▶ **WHAT THE EXERCISE ASKS**
The listing below is to be output in its exact form.

▶ **INFORMATION SHOWN**
┌────────
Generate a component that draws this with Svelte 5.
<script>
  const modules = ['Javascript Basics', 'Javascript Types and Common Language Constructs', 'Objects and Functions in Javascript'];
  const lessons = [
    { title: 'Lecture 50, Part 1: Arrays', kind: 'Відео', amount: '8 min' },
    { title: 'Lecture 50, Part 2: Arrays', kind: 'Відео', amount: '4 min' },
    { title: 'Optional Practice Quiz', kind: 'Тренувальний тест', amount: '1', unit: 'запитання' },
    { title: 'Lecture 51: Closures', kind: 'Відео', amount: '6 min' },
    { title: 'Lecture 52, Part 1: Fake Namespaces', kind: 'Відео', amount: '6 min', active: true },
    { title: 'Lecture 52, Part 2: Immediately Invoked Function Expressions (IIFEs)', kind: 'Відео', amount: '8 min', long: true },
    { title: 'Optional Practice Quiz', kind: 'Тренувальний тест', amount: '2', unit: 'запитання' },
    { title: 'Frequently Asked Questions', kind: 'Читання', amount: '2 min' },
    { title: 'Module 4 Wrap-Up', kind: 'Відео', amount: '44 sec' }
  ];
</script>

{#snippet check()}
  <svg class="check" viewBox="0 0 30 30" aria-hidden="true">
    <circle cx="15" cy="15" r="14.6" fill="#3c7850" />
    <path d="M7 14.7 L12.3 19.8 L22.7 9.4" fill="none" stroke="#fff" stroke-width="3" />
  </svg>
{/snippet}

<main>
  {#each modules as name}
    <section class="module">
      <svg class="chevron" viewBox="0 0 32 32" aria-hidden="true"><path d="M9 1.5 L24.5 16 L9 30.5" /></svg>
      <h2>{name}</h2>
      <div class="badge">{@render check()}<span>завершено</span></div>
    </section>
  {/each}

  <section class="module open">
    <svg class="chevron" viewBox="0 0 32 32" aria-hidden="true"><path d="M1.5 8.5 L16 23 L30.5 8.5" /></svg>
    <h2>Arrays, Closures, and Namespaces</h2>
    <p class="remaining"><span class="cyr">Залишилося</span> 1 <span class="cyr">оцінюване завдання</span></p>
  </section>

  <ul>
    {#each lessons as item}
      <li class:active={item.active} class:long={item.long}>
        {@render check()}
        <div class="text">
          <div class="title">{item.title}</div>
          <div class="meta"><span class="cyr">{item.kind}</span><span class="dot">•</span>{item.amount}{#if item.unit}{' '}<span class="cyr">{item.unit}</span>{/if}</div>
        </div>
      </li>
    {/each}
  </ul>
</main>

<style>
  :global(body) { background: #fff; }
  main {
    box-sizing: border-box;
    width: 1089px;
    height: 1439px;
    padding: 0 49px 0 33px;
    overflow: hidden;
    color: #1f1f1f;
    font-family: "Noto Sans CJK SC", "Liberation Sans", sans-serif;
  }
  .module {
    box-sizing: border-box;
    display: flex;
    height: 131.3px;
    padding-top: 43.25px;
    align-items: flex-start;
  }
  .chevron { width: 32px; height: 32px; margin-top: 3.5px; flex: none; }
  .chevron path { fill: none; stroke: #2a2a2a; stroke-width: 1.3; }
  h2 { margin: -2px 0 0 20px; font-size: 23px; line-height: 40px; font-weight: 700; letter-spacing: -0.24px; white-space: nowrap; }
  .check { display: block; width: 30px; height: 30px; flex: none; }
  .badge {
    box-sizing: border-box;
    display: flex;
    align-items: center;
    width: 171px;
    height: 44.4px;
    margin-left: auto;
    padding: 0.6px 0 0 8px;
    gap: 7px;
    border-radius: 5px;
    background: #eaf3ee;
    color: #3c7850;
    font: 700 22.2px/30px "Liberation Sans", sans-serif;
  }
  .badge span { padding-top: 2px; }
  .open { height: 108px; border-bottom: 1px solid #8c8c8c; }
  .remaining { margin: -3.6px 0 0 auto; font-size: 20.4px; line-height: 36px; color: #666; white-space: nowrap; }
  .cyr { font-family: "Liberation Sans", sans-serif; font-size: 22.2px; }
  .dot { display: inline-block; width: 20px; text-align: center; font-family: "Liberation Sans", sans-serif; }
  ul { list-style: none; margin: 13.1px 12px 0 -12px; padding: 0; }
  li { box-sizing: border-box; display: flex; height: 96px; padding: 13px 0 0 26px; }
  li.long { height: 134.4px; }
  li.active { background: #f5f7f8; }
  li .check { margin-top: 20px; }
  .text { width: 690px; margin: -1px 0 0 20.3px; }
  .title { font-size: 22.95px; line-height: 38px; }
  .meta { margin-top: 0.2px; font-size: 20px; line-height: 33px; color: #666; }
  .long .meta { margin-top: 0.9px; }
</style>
└────────
▶ **THE RESULT**
Generate a component that draws this with Svelte 5.
<script>
  const modules = ['Javascript Basics', 'Javascript Types and Common Language Constructs', 'Objects and Functions in Javascript'];
  const lessons = [
    { title: 'Lecture 50, Part 1: Arrays', kind: 'Відео', amount: '8 min' },
    { title: 'Lecture 50, Part 2: Arrays', kind: 'Відео', amount: '4 min' },
    { title: 'Optional Practice Quiz', kind: 'Тренувальний тест', amount: '1', unit: 'запитання' },
    { title: 'Lecture 51: Closures', kind: 'Відео', amount: '6 min' },
    { title: 'Lecture 52, Part 1: Fake Namespaces', kind: 'Відео', amount: '6 min', active: true },
    { title: 'Lecture 52, Part 2: Immediately Invoked Function Expressions (IIFEs)', kind: 'Відео', amount: '8 min', long: true },
    { title: 'Optional Practice Quiz', kind: 'Тренувальний тест', amount: '2', unit: 'запитання' },
    { title: 'Frequently Asked Questions', kind: 'Читання', amount: '2 min' },
    { title: 'Module 4 Wrap-Up', kind: 'Відео', amount: '44 sec' }
  ];
</script>

{#snippet check()}
  <svg class="check" viewBox="0 0 30 30" aria-hidden="true">
    <circle cx="15" cy="15" r="14.6" fill="#3c7850" />
    <path d="M7 14.7 L12.3 19.8 L22.7 9.4" fill="none" stroke="#fff" stroke-width="3" />
  </svg>
{/snippet}

<main>
  {#each modules as name}
    <section class="module">
      <svg class="chevron" viewBox="0 0 32 32" aria-hidden="true"><path d="M9 1.5 L24.5 16 L9 30.5" /></svg>
      <h2>{name}</h2>
      <div class="badge">{@render check()}<span>завершено</span></div>
    </section>
  {/each}

  <section class="module open">
    <svg class="chevron" viewBox="0 0 32 32" aria-hidden="true"><path d="M1.5 8.5 L16 23 L30.5 8.5" /></svg>
    <h2>Arrays, Closures, and Namespaces</h2>
    <p class="remaining"><span class="cyr">Залишилося</span> 1 <span class="cyr">оцінюване завдання</span></p>
  </section>

  <ul>
    {#each lessons as item}
      <li class:active={item.active} class:long={item.long}>
        {@render check()}
        <div class="text">
          <div class="title">{item.title}</div>
          <div class="meta"><span class="cyr">{item.kind}</span><span class="dot">•</span>{item.amount}{#if item.unit}{' '}<span class="cyr">{item.unit}</span>{/if}</div>
        </div>
      </li>
    {/each}
  </ul>
</main>

<style>
  :global(body) { background: #fff; }
  main {
    box-sizing: border-box;
    width: 1089px;
    height: 1439px;
    padding: 0 49px 0 33px;
    overflow: hidden;
    color: #1f1f1f;
    font-family: "Noto Sans CJK SC", "Liberation Sans", sans-serif;
  }
  .module {
    box-sizing: border-box;
    display: flex;
    height: 131.3px;
    padding-top: 43.25px;
    align-items: flex-start;
  }
  .chevron { width: 32px; height: 32px; margin-top: 3.5px; flex: none; }
  .chevron path { fill: none; stroke: #2a2a2a; stroke-width: 1.3; }
  h2 { margin: -2px 0 0 20px; font-size: 23px; line-height: 40px; font-weight: 700; letter-spacing: -0.24px; white-space: nowrap; }
  .check { display: block; width: 30px; height: 30px; flex: none; }
  .badge {
    box-sizing: border-box;
    display: flex;
    align-items: center;
    width: 171px;
    height: 44.4px;
    margin-left: auto;
    padding: 0.6px 0 0 8px;
    gap: 7px;
    border-radius: 5px;
    background: #eaf3ee;
    color: #3c7850;
    font: 700 22.2px/30px "Liberation Sans", sans-serif;
  }
  .badge span { padding-top: 2px; }
  .open { height: 108px; border-bottom: 1px solid #8c8c8c; }
  .remaining { margin: -3.6px 0 0 auto; font-size: 20.4px; line-height: 36px; color: #666; white-space: nowrap; }
  .cyr { font-family: "Liberation Sans", sans-serif; font-size: 22.2px; }
  .dot { display: inline-block; width: 20px; text-align: center; font-family: "Liberation Sans", sans-serif; }
  ul { list-style: none; margin: 13.1px 12px 0 -12px; padding: 0; }
  li { box-sizing: border-box; display: flex; height: 96px; padding: 13px 0 0 26px; }
  li.long { height: 134.4px; }
  li.active { background: #f5f7f8; }
  li .check { margin-top: 20px; }
  .text { width: 690px; margin: -1px 0 0 20.3px; }
  .title { font-size: 22.95px; line-height: 38px; }
  .meta { margin-top: 0.2px; font-size: 20px; line-height: 33px; color: #666; }
  .long .meta { margin-top: 0.9px; }
</style>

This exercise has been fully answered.